Look for downstream points of cross-talk between two proteins
This script was written in 2014 and published in "Anticipating designer drug-resistant cancer cells" (Frangione et al. 2015 , doi:10.1016/j.drudis.2015.02.005). The code is provided as-is for archival purposes and may no longer function due to version changes, database resturcturing, and/or altered API calls. -JL 05/28/2022
Spider Map is a Python script designed to utilize the relations in the Kyoto Encyclopedia of Genes and Genomes (KEGG) database to determine the crosstalk between two target proteins. Potential applications for this script include validating proposed instances of crosstalk with available data and identifying potential crosstalk changes in disordered pathways. The algorithm utilized in this script relies on the data contained in the KEGG Markup Language (KGML) entries for the pathways in the KEGG database. The KEGG database is queried to collect all KGML files for pathways which include proteins downstream from the target proteins. These files are then parsed and converted into a directional graph with the genes/complexes forming the nodes, much like the graphs present in the KEGG database. The nodes which can trace back to both target proteins, which represent instances of crosstalk, are then recorded for manual exploration.
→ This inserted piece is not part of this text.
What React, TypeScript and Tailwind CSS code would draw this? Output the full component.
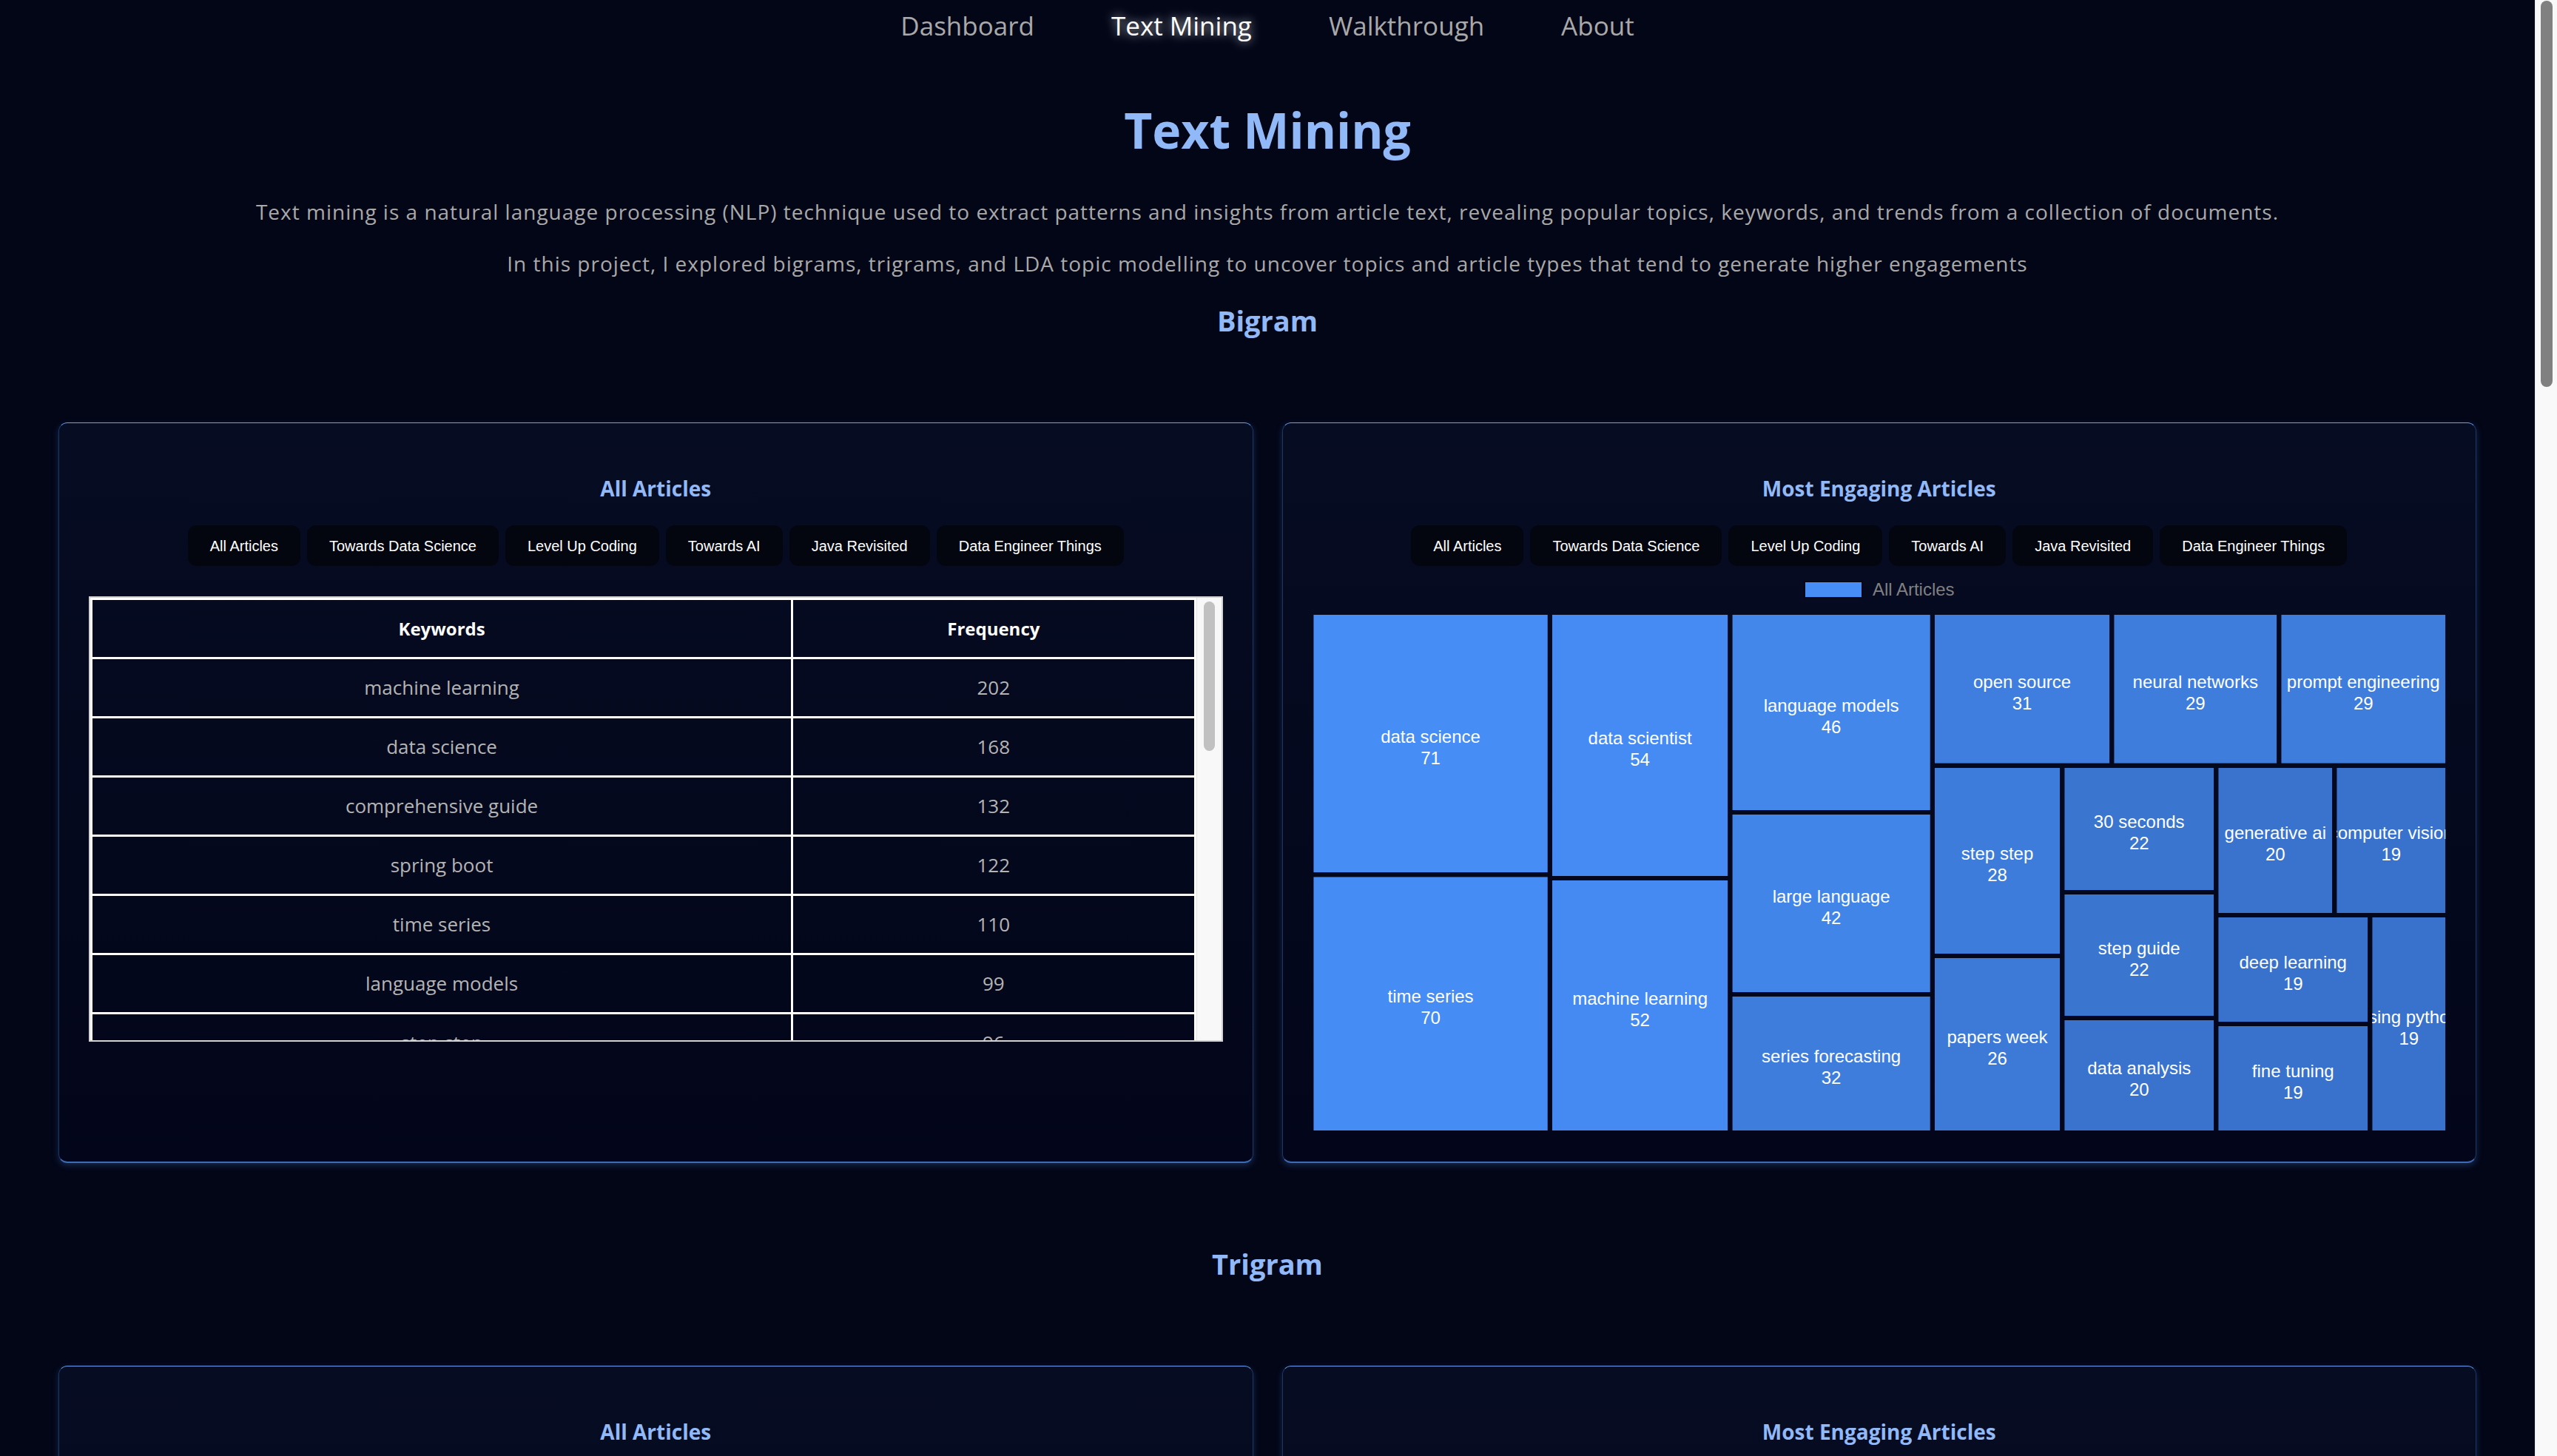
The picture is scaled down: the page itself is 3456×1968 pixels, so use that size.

Limitations of this script are based on the information present in KGML files, most important of which is the tendency for genes to appear individually and as complexes (e.g. RAC1). These nodes are considered to be unrelated during the creation of the relation graph in Spider Map, and such nodes may appear in the results a number of times. In such a case it falls to the researcher to determine which complex is of interest.
See "Spider_map instructions.pdf" for more detailed instructions (with pictures).
- Using the KEGG website (kegg.jp), identify your genes of interest and their KEGG IDs. (for example: I'm looking for links between BRAF and STAT3. I search for those on KEGG and find their IDs(hsa:673 and hsa:6774) )
- Choose a pathway which your genes of interest are involved in and the pathway's KEGG ID. (Which one you choose does not matter, as they will all be analyzed. This will be changed in the optimized version) (example: BRAF is in hsa04015, STAT3 is in hsa04630)
- Start the version of the mapping tool you want to use (with or without output file).
- Navigate to target directory. (input HELP for a list of commands)
- Start data collection algorithm using MAP command in target directory. (This will create 2 sub-directories for the genes of interest)
- When prompted input the KEGG ID for the pathways of your genes of interest (Pathways in the KEGG database do NOT have a ':' after their organism code). You will be prompted once for each gene of interest.
- After data collection is finished, you may continue to parse data immediately using the PARSE command. You may also quit the script using the QUIT command.
(Assuming you did not continue after collecting data)
- Start the version of the mapping tool you want to use (with or without output file)
- Navigate to the directory where you ran the mapping tool (If in doubt, such a directory will contain 2 files named '1' and '2')
- Run the PARSE command. (If you continued after collecting data, start here)
- When prompted enter the KEGG ID for your genes of interest (This step will work with multi-gene proteins, such as RAP1 [hsa:5906 hsa:5908]. However these must be entered exactly as they appear in the KEGG database) 6a. If using the version without an output file: you may enter the KEGG ID of any genes you wish to test as links between your genes of interest. If you do not have any to test, you may press the enter key. If your test gene is not in the list of linking genes you will be able to display the list of links by responding 'y' to the next prompt.) 6b. If using the version with an output file: the output file will be located in the directory where you ran the MAP and PARSE commands. The file will be named "protein_links.txt". If you wish to re-run the analysis and keep this file, you must move it to another location or rename it, else it will be overwritten.